The readings for Sunday, December 11, 2016, Third Sunday of Advent, Cycle A, are
Isaiah 35:1-6a, 10; James 5:7-10; and Matthew 11:2-11.
The gospel readings of the second and third Sundays of Advent annually remind us of the importance of John the Baptizer’s witness to Jesus and his God-given ministry. The context of today’s Gospel: at the instigation of the ruling family of Herods, John is in prison, and later decapitated. John’s disciples kept in contact with him and reported what Jesus, his friend, role model, and former competitor in baptismal ministry was now doing – healing the sick, raising the dead, and proclaiming Good News to the poor. John took a special interest in the activity of Jesus because he seems to have expected a Messiah to act very differently than was reported about Jesus.
John had proclaimed Jesus, “the Mighty One” and himself unworthy even to be the slave who cares for the footwear of Jesus. John had also proclaimed Jesus as the bearer of the Holy Spirit, and that Jesus’ baptismal ministry would be implemented by the fire of the Holy Spirit. According to the Baptizer, Jesus would approach the world as a severe judge, separating “grain” from “chaff,” and burning the chaff. Did Jesus measure up to all this in John’s mind? Was John himself troubled by the lack of violence in Jesus’ ministry, or did he send his own disciples to Jesus so that Jesus could teach them? Let’s assume that both John and his disciples expected a conquering hero who would drive out the Roman occupation of the Holy Land and restore the glory of his people as it was in the time of King David a thousand years before. Such was a popular belief of the time and surely influenced John and his disciples.

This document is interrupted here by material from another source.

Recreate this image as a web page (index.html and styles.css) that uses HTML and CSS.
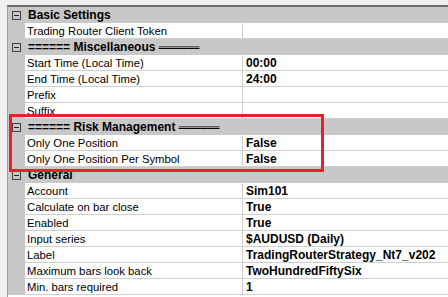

So they ask Jesus, “Are you the One who is to come, or should we look for another?” Jesus answers in his typical way, neither yes nor no but some facts to consider. Those facts were the healing, teaching, and resurrecting ministry of Jesus. There was biblical evidence for divine intervention of the kind that Jesus was accomplishing. That evidence is found in today’s first reading, Isaiah 35, “The eyes of the blind will see. The ears of the deaf will be opened. The lame man shall leap like a deer. The tongue of the mute will sing for joy.” Jesus adds a blessing on John and his disciples if they can persuade themselves that he is indeed the One, but in a different mode than the military, regal leader they expected, “Blessed are those who are not scandalized (caused to stumble) because of me.” The probable meaning: “Get on board! Trust me!”
John’s disciples left the scene to report to their leader. Jesus uses the opportunity to heap a series of praises on John, as he addresses the crowd, “What did you go out into the wilderness to see? A reed shaken by the wind?” (a flip flopper) Or did you go out into the wilderness to see a man dressed in fine clothing?” Recall that in last Sunday’s gospel Matthew described John’s wardrobe as the clothing of an Old Testament prophet — a garment made of camel’s hair, and a leather belt holding this garment together around the waist. That was Matthew’s way of proclaiming John a prophet. Here Matthew takes up that same theme — John is indeed a prophet, in fact, an Old Testament prophet. Therefore the Matthean Jesus continues questioning the crowd, “Did you go out to see a prophet? Yes, for sure, and more than a prophet.” Thus Matthew, in words he attributes to Jesus, proclaims John’s prophetic ministry, but greater than any and all of them. Quite a compliment when one considers John’s greatest predecessors: Isaiah, Jeremiah, Ezekiel, Amos, Hosea.
Matthew and other Christian authorities of New Testament times had to deal with the fact that long after the Baptizer’s death, his disciples and later followers still adhered to him as their leader and probably as Messiah — a rival to Jesus plus their corporate body as a rival to Christianity. In this instance, once again, Matthew has to deal with the “Baptist” movement, as he attributes to Jesus words that place John squarely in the Old Testament, “Amen, I say to you, among those born of woman, (that is among all human beings), there has arisen no one greater than John the Baptizer, yet he who is least in the kingdom of heaven is greater than John.” The “kingdom of heaven” in this context, is probably the Christian Community, the Church. This praise of John is certainly more than faint praise. Nevertheless, John and the movement he inspired, a movement that competed with the Christian movement at the time of the writing of the Gospels, have been securely relegated to their place, second to Jesus and to Christianity.